217 Views Asked by At

I am reading through Shannon's proof of entropy power inequality (Appendix 6 in his paper A mathematical theory of communication). The theorem is that $$ e^{2H(X)} + e^{2H(Y)} \leq e^{2H(X+Y)} $$ where $H(X) = - \int p(x)\ln p(x) dx$ and similarly for $H(Y)$ and $H(X+Y)$.

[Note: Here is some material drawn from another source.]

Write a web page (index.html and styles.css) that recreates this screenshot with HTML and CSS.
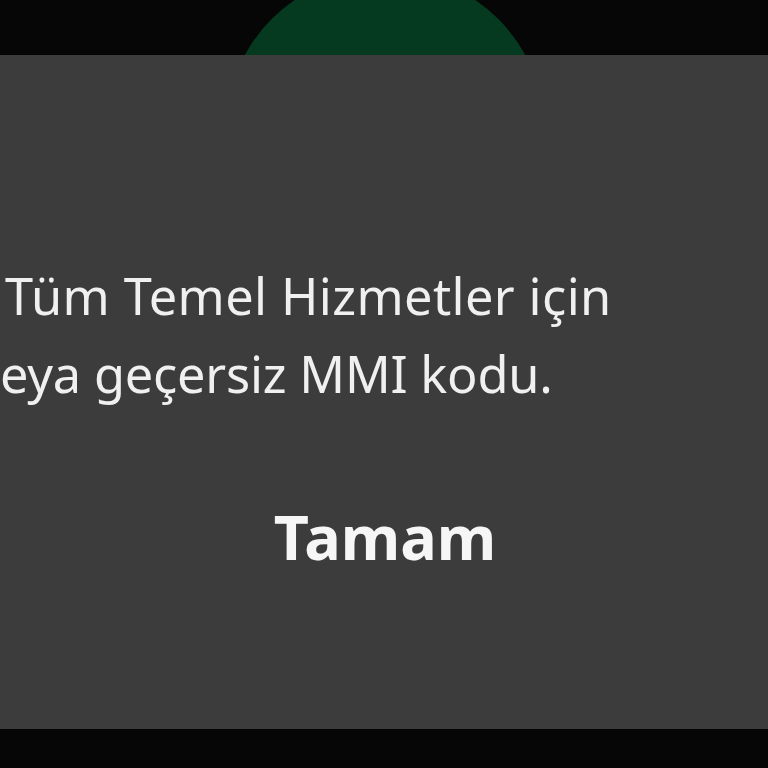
FILE: index.html
```html
<!DOCTYPE html>
<html lang="tr">
<head>
<meta charset="utf-8">
<link rel="stylesheet" href="styles.css">
</head>
<body>
<div class="screen">
  <div class="top">
    <div class="avatar"></div>
  </div>
  <div class="dialog">
    <div class="message">
      <p class="line line1">Tüm Temel Hizmetler için</p>
      <p class="line line2">eya geçersiz MMI kodu.</p>
    </div>
    <div class="actions">
      <span class="ok">Tamam</span>
    </div>
  </div>
</div>
</body>
</html>
```
FILE: styles.css
```css
html, body {
  margin: 0;
  padding: 0;
  background: #060606;
}
.screen {
  width: 768px;
  height: 768px;
  overflow: hidden;
  position: relative;
  font-family: "Noto Sans", "DejaVu Sans", sans-serif;
  color: #f0f0f0;
}
.top {
  height: 55px;
  position: relative;
}
.avatar {
  position: absolute;
  left: 225px;
  top: -28px;
  width: 320px;
  height: 320px;
  border-radius: 50%;
  background: #053a20;
}
.dialog {
  position: relative;
  height: 674px;
  background: #3c3c3c;
  display: flex;
  flex-direction: column;
}
.message {
  padding-top: 202px;
}
.line {
  margin: 0;
  font-size: 50.5px;
  line-height: 78px;
  white-space: nowrap;
}
.line1 {
  padding-left: 5px;
  letter-spacing: 0.4px;
}
.line2 {
  padding-left: 0;
  letter-spacing: -0.2px;
}
.actions {
  display: flex;
  justify-content: center;
  padding-top: 84px;
  padding-left: 2px;
}
.ok {
  font-weight: 700;
  font-size: 61px;
  line-height: 80px;
  color: #f6f6f6;
}
```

It seems to me that Shannon used the Lagrange multipliers and the method of variation to derive the requirements to minimize $H(X+Y) = -\int r(x)\ln r(x) dx$ $(r=p\star q)$ with respect to the probability distributions $p(x)$ and $q(y)$ under the constraints that their entropies $H(X)$ and $H(Y)$ are fixed. And then he verified Gaussian distributions satisfy these requirements.

However, I could not follow the details in his proof. For example, based on this equation $$ \int (1+\ln r(x_i)) \delta r(x_i) + \lambda_1 (1+\ln p(x_i)) \delta p(x_i) + \lambda_2 (1+\ln q(x_i)) \delta q(x_i) dx_i = 0 $$ He concluded that when $p(x)$ is varied at a particular argument $x_i = s_i$, we have, $$ \int q(x_i-s_i)\ln r(x_i) dx_i = -\lambda_1 \ln p(s_i). $$ However, it seems to me that the correct formula should be $$ \int q(x_i-s_i)\ln r(x_i) dx_i + 1 = -\lambda_1 \ln p(s_i) -\lambda_1. $$ Also, in the end of his proof, he claims that when $A_{ij} = \frac{H_1}{H_2} B_{ij}$, the requirements are satisfied and I don't understand why that is true. Could anyone help me with that?